Brand Self-Awareness: Becoming Conscious

Brand Identity
Show Them Who You Are

This week we’re meeting with a new consulting company to listen to some of their marketing dilemmas. They’re excited about a tremendous opportunity with a multi-national manufacturer. Yet despite their impressive backgrounds and early success, the company needs help. They need help organizing their business process and translating their service offerings into tangible, easy-to-understand documentation. They need a way to reach new clients and to present their solutions simply, cohesively, and with memorable impact. Of course, as they’ve come to realize, such feats are not easy to accomplish on their own.

The failure with marketing communications most often occurs when companies fail to develop their brand strategy.

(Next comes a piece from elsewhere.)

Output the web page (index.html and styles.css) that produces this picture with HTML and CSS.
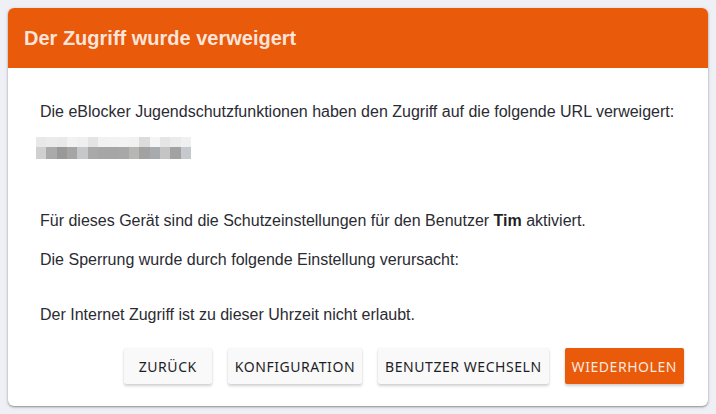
FILE: index.html
```html
<!DOCTYPE html>
<html lang="de">
<head>
<meta charset="utf-8">
<title>Der Zugriff wurde verweigert</title>
<link rel="stylesheet" href="styles.css">
</head>
<body>
<div class="card">
  <div class="card-header">Der Zugriff wurde verweigert</div>
  <div class="card-body">
    <p class="text first">Die eBlocker Jugendschutzfunktionen haben den Zugriff auf die folgende URL verweigert:</p>
    <div class="blur" aria-hidden="true">
      <span class="c1"></span><span class="c2"></span><span class="c3"></span><span class="c4"></span><span class="c5"></span><span class="c6"></span><span class="c7"></span><span class="c8"></span><span class="c9"></span><span class="c10"></span><span class="c11"></span><span class="c12"></span><span class="c13"></span><span class="c14"></span><span class="c15"></span>
      <span class="d1"></span><span class="d2"></span><span class="d3"></span><span class="d4"></span><span class="d5"></span><span class="d6"></span><span class="d7"></span><span class="d8"></span><span class="d9"></span><span class="d10"></span><span class="d11"></span><span class="d12"></span><span class="d13"></span><span class="d14"></span><span class="d15"></span>
    </div>
    <p class="text second">Für dieses Gerät sind die Schutzeinstellungen für den Benutzer <b>Tim</b> aktiviert.</p>
    <p class="text third">Die Sperrung wurde durch folgende Einstellung verursacht:</p>
    <p class="text fourth">Der Internet Zugriff ist zu dieser Uhrzeit nicht erlaubt.</p>
    <div class="actions">
      <button class="btn">ZURÜCK</button>
      <button class="btn">KONFIGURATION</button>
      <button class="btn">BENUTZER WECHSELN</button>
      <button class="btn primary">WIEDERHOLEN</button>
    </div>
  </div>
</div>
</body>
</html>
```
FILE: styles.css
```css
html, body {
  margin: 0;
  padding: 0;
}
body {
  background: #eff0f5;
  font-family: "Liberation Sans", Arial, sans-serif;
  padding: 8px;
  height: 414px;
  box-sizing: border-box;
}
.card {
  width: 700px;
  height: 398px;
  background: #ffffff;
  border-radius: 6px;
  box-shadow: 0 1px 2px rgba(0,0,0,0.35), 0 1px 4px rgba(0,0,0,0.12);
  overflow: hidden;
  display: flex;
  flex-direction: column;
}
.card-header {
  height: 60px;
  background: #ea5a0b;
  color: rgba(255,255,255,0.86);
  font-size: 20px;
  font-weight: bold;
  line-height: 60px;
  padding-left: 16px;
  flex: none;
}
.card-body {
  padding: 34px 24px 0 32px;
  display: flex;
  flex-direction: column;
}
.text {
  margin: 0;
  font-size: 16px;
  line-height: 20px;
  color: #2b2b33;
}
.text b { color: #1f1f24; }
.blur {
  margin-top: 15px;
  margin-left: -4px;
  width: 155px;
  height: 22px;
  display: grid;
  grid-template-columns: repeat(15, 1fr);
  grid-template-rows: 10px 12px;
}
.second { margin-top: 52px; }
.third { margin-top: 19px; }
.fourth { margin-top: 35px; }
.actions {
  margin-top: 23px;
  display: flex;
  justify-content: flex-end;
  gap: 16px;
}
.btn {
  height: 36px;
  min-width: 88px;
  padding: 0 7px;
  border: none;
  border-radius: 2px;
  background: #f9f9f9;
  color: #1e1e28;
  font-family: "Noto Sans", "Open Sans", sans-serif;
  font-size: 14px;
  letter-spacing: 0.55px;
  box-shadow: 0 2px 3px rgba(0,0,0,0.18), 0 0 1px rgba(0,0,0,0.12);
  cursor: pointer;
}
.btn.primary {
  background: #ea5a0b;
  color: rgba(255,255,255,0.88);
}
.c1{background:#e8e8e8}.c2{background:#ebebeb}.c3{background:#e9e9ea}.c4{background:#f2f2f2}.c5{background:#efefef}
.c6{background:#e2e4e6}.c7{background:#f1f1f1}.c8{background:#f2f2f2}.c9{background:#f3f3f3}.c10{background:#f1f1f1}
.c11{background:#dcdcdc}.c12{background:#f4f4f4}.c13{background:#e5e5e5}.c14{background:#eaebeb}.c15{background:#f0f0f0}
.d1{background:#d0d0d0}.d2{background:#aaaaaa}.d3{background:#999999}.d4{background:#a5a5a5}.d5{background:#c5c8cb}
.d6{background:#a9a9a9}.d7{background:#a6a6a6}.d8{background:#a6a6a6}.d9{background:#a8a8a8}.d10{background:#b6b6b5}
.d11{background:#a2a2a2}.d12{background:#a7abae}.d13{background:#c4c4c4}.d14{background:#a2a2a2}.d15{background:#c5c9cd}
```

An effective business process is not enough to win over new prospects. A company must be able to effectively communicate their basic value propositions and their unique way of doing business. They must, in effect, become “self-aware.”

Corporate Identity

A corporate identity that is “self aware” starts with identifying a company’s core values. This step is often glossed over by ambitious upstarts. “We already know who we are” is the common thinking here. Yet the overuse of stock images and photography is a clear example that companies don’t know who they are. Everyone thinks their company can succeed if they’d just be given the chance. Below are three requirements for building a brand strategy that invests in more than just wishful thinking…

1)    Identity your core values and what differentiates you from your competition.

2)    Communicate your basic value propositions through high-quality imagery, photography, and messaging.

3)    Breathe life into your corporate identity with an integrated online and offline marketing strategy.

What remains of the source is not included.